### Task goal
Filter the entries, keeping every line with the word "styled".

### Provided records

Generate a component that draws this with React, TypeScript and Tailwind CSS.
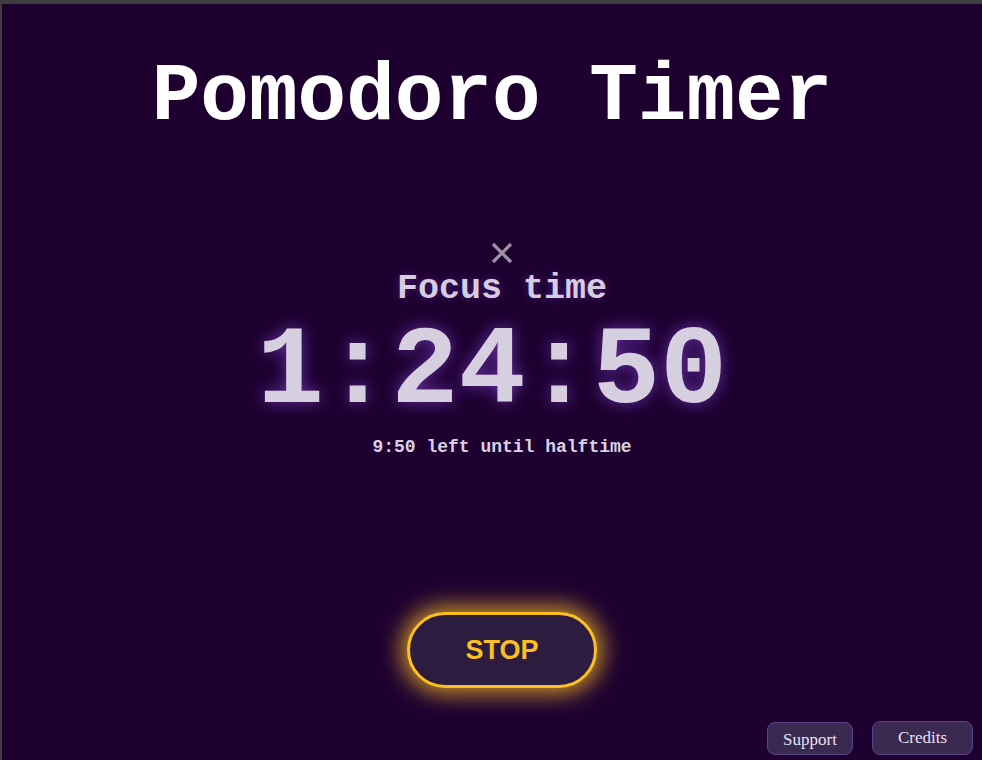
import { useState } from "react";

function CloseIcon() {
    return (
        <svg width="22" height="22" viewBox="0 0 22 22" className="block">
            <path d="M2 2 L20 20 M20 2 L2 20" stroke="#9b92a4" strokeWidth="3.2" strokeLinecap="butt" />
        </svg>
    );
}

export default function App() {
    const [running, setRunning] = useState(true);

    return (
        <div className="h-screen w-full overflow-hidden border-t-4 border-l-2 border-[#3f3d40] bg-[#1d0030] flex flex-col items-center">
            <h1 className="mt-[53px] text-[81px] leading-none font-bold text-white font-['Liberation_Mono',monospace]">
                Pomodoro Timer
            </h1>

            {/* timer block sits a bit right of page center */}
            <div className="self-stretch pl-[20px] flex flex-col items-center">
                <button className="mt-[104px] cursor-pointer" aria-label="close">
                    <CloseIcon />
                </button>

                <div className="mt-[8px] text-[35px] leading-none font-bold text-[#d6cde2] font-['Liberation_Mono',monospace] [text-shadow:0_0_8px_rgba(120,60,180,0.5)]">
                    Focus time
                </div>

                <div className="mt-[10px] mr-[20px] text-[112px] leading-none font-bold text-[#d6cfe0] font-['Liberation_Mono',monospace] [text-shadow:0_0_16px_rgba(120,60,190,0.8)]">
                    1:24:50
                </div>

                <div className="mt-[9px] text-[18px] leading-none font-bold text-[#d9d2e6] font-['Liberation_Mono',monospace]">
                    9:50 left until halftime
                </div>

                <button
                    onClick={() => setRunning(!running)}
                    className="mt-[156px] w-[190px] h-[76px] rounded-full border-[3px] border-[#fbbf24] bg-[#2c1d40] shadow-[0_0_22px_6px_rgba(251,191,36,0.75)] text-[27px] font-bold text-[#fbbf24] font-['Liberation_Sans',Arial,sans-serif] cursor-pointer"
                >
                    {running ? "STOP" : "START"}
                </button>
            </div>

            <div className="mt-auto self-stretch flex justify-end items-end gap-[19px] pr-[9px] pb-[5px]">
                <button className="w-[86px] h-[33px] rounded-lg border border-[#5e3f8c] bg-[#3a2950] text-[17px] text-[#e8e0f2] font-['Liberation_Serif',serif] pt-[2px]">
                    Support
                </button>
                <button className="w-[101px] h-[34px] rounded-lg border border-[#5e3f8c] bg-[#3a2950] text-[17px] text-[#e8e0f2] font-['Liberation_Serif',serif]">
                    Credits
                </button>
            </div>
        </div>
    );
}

==

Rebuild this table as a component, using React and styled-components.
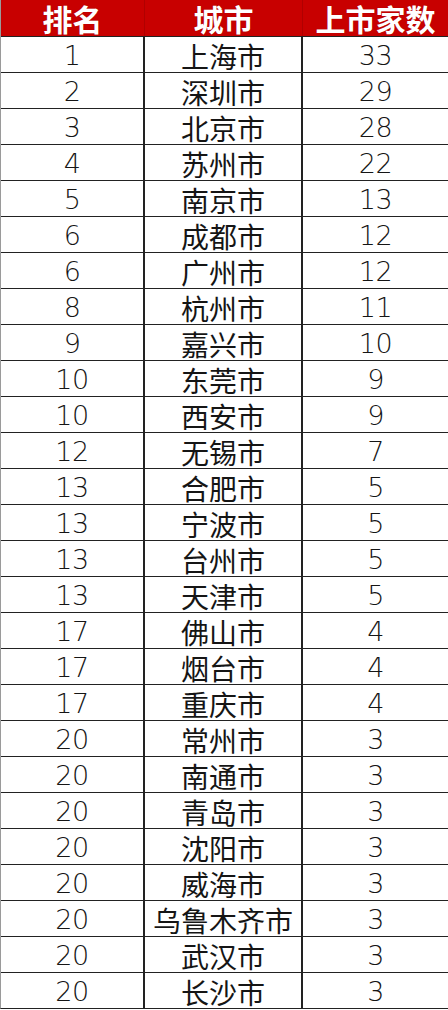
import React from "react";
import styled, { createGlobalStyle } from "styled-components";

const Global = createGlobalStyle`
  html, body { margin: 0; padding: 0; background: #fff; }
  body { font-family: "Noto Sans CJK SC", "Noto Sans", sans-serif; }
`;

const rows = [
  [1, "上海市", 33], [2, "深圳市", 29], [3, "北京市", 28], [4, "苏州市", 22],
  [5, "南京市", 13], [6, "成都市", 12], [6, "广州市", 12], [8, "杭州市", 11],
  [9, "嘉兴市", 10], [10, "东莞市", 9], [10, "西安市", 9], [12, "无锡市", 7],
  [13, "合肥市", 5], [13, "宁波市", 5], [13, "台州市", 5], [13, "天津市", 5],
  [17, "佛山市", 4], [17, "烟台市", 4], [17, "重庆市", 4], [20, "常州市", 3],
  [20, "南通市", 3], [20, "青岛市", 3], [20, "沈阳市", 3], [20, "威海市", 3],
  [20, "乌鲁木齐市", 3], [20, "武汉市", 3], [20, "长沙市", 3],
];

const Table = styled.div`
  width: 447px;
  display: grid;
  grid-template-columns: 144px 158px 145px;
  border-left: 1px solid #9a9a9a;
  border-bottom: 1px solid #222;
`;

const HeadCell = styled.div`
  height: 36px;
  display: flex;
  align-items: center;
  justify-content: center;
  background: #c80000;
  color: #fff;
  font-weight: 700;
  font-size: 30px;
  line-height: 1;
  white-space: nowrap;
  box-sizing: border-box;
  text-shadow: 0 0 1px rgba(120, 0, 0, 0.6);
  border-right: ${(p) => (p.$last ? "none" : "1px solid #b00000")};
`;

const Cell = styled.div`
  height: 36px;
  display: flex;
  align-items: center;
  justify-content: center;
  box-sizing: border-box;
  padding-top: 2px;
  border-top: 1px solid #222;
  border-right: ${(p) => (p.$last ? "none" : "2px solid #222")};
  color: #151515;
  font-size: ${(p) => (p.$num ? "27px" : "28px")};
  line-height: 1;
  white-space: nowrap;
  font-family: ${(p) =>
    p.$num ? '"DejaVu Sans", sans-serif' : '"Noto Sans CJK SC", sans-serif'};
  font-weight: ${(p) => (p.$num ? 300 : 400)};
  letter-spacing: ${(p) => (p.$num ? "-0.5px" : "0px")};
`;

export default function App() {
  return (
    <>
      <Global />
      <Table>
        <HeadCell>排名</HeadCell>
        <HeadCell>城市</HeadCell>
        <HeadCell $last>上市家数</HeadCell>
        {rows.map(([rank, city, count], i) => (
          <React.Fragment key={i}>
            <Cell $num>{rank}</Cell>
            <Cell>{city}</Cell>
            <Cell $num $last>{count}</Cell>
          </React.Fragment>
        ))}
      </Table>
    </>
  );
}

--

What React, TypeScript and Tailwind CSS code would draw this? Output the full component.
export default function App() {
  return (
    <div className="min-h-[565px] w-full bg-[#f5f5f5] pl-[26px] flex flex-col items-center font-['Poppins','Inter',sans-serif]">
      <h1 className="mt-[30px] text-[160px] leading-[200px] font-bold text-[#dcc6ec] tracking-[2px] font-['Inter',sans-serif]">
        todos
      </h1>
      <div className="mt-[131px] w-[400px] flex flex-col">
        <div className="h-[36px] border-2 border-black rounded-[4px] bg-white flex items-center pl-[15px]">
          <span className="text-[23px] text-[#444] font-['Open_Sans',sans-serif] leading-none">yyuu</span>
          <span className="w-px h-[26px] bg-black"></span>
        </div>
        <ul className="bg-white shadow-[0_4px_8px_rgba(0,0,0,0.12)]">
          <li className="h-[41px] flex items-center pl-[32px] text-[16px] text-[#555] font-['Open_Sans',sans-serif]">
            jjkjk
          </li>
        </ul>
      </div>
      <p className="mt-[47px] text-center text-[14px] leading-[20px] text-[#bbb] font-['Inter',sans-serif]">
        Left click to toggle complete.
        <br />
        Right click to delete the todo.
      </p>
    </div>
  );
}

### Result for this exercise
Rebuild this table as a component, using React and styled-components.
import styled, { createGlobalStyle } from "styled-components";
const Table = styled.div`
const HeadCell = styled.div`
const Cell = styled.div`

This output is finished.